Mr Baranovsky, who covered the Maidan protests in 2013 for the newspaper Kommersant, warned that military victory for Kyiv had to be followed by regime change in Moscow, so as to prevent another armed conflict that could involve not just Ukraine but other countries bordering Russia and ignite a world war.

"If we stop the war without the destruction and liquidation of Putin's Russia, then Moscow will strengthen and rearm and once again will attack.


Russian rebels have called for the 'liquidation' of Putin's regime (Image: Getty)


    "If we don't change the political foundations in Moscow, then there is no strategic long term security for Russia's neighbouring countries.
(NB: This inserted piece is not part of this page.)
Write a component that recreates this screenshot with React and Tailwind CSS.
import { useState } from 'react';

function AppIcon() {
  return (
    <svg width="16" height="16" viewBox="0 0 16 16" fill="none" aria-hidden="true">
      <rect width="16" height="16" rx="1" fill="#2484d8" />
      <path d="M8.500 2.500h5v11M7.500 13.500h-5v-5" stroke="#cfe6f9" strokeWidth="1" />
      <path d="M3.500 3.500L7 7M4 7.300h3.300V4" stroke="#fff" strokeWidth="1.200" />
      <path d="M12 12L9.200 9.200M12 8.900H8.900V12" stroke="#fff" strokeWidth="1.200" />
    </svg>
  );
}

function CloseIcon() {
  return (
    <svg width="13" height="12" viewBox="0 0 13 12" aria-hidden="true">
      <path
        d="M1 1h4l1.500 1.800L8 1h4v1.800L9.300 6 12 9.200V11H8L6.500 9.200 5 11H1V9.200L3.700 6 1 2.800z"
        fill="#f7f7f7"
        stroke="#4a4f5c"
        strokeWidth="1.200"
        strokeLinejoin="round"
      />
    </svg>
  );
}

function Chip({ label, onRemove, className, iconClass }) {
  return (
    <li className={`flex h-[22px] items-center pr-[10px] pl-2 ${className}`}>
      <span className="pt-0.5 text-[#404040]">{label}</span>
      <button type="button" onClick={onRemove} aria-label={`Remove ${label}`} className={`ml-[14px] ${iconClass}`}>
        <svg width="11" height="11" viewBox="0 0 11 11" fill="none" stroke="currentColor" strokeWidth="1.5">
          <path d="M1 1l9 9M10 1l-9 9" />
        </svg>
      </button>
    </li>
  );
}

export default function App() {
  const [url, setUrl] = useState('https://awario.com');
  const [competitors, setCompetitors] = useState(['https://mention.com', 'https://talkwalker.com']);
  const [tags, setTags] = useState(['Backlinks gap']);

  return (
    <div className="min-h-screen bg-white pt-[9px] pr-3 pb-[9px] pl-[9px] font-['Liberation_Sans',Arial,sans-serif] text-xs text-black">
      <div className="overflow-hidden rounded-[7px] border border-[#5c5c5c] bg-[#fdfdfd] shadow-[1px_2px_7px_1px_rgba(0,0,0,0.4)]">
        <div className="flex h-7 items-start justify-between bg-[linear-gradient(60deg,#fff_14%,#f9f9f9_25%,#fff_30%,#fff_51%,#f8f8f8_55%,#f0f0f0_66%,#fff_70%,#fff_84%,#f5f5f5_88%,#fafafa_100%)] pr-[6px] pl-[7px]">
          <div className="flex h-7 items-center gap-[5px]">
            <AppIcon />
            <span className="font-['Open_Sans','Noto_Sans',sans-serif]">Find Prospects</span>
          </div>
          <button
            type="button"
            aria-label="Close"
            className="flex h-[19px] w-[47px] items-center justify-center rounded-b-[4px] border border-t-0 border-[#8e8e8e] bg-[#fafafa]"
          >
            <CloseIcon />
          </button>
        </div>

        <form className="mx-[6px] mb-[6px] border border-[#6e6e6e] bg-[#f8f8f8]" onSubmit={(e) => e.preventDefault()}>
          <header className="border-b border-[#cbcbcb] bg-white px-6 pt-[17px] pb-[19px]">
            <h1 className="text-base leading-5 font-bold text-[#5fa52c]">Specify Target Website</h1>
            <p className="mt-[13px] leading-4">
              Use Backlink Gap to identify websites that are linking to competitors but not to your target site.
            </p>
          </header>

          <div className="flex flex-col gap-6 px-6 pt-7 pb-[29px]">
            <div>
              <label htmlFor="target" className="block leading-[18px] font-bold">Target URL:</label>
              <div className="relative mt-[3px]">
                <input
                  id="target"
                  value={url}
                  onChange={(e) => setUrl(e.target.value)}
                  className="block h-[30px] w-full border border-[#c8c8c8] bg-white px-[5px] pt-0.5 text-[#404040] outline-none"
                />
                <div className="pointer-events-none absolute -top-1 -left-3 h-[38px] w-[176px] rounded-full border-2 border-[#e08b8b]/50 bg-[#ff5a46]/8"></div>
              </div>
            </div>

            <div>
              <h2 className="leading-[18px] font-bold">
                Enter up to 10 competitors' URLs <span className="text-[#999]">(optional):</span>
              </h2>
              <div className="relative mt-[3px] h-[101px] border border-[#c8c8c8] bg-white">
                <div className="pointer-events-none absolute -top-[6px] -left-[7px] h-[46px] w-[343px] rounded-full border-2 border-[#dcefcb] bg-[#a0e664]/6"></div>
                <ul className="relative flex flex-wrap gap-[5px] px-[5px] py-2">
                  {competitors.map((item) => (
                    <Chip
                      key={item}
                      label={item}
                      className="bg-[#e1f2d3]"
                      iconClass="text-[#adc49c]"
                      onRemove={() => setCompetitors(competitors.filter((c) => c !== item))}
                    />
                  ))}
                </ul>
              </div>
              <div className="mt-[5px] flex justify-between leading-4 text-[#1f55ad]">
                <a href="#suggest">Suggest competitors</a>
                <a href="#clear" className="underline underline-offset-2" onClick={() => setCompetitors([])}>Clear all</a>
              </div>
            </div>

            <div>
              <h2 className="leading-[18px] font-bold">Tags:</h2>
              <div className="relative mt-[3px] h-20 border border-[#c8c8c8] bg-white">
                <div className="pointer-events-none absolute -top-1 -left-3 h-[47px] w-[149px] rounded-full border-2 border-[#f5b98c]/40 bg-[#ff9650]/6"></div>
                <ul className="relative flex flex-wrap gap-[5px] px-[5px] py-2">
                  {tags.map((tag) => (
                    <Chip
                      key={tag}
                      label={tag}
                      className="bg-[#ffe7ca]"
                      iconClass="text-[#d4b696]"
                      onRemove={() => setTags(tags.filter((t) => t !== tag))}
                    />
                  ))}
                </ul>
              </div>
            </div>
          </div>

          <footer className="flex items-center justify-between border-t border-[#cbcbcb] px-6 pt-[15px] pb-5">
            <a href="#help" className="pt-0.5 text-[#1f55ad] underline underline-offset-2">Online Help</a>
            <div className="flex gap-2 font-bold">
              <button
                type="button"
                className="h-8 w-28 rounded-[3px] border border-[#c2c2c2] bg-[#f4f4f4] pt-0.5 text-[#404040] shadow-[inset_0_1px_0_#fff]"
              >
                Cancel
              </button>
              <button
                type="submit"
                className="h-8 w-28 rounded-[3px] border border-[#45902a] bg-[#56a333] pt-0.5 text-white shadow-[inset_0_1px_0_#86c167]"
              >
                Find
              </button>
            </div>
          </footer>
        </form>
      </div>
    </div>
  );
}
    "So as part of the counteroffensive, Ukraine has to eviscerate Putin's army, liberate all its territory and then we and the Legion must go to Moscow and sort things out because the Ukrainians aren't going to do our dirty work for us."

    It's an opinion shared by Ilya Ponomarev, a former Russian MP and strident Putin critic, who is the inspiration behind the creation of the Congress of People's Deputies - a forum of Russian opposition politicians, who are seeking to overthrow Putin's regime and restore democracy to their country.

    Choosing not to mince his words, he said there was no chance of any peaceful or diplomatic solution to the war while the "terrorist Putin" was still alive.

    "Putin will not go away on his own and while he is still in power we can stop this nightmare in only one way - by inflicting a final military defeat on him and carrying out the death sentence."